I just appreciated Nichols's honesty about the whole thing. He comes off well in that regard in the book Pictures at a Revolution, when he admits that while filming The Graduate, he treated his crew like trash, and it's something he feels ashamed about to this day. It's good to admit that sort of thing! It shows character.
Anyway, I've always liked Catch-22 as well, and have never understood why it always gets slammed. There's a lot of good stuff in it, and deserves to be "rediscovered", as they say. It's damn funny, the reveal of what happened to Snowden still haunts me, Norman Fell telling Doc to "pull up" as the plane is heading towards the rocks, Newhart, Welles, Grodin...I mean really, people! What's not to like?
the reveal of what happened to Snowden still haunts me
It's an incredible image. I believe that's where Nichols says on the commentary that he felt he made it too gruesome but you never forget it.
Aww damn, my bad. I took that last photo for Mitchum. I guess it helps to read through your entire captions before commenting.
LESSON LEARNED!
Fox, I'll hold your head...after I punch you in the mouth!
Bill... that kind of sounds like the often attempted but never landed manuever called "The Reverse Donkey Punch".
p.s. Lapper let me get away with that last comment b/c I posted it after midnight AND it's way down the on the comment page. So, if Roger Ebert were to show up later today, it's unlikely he'd make it all the way down to my comment before figuring out how awesome Lapper is and thus offering him a Movie Review TV show staring him and Spike Lee on Saturday Mornings.

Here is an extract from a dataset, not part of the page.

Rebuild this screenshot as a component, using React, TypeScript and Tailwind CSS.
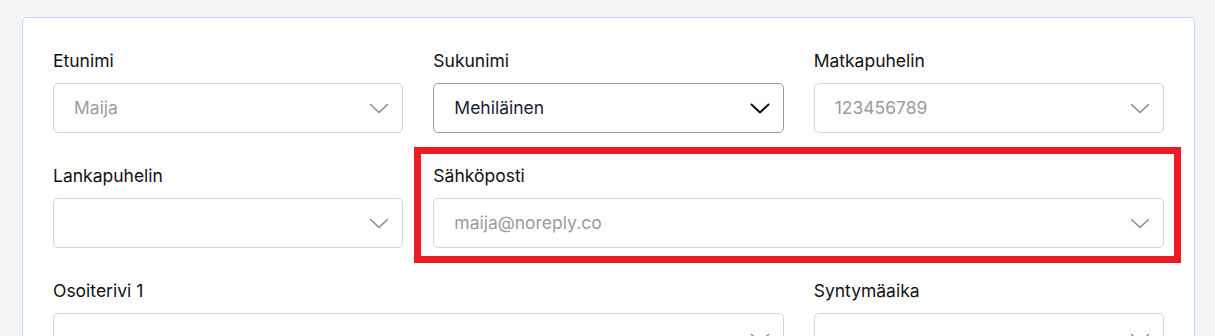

If Ebert has ever visited any of our blogs it would be a miracle. That's okay because I don't visit his. Oh I like him don't get me wrong but I trust my regular commenters and fellow bloggers much more at this point than any critic, even the best out there. I used to go to Rotten Tomatoes and things like that for an idea of how a movie was received but now I just check you guys out. And I can interact with you and ask questions about the movie, which I can't do with a critic or Rotten Tomatoes.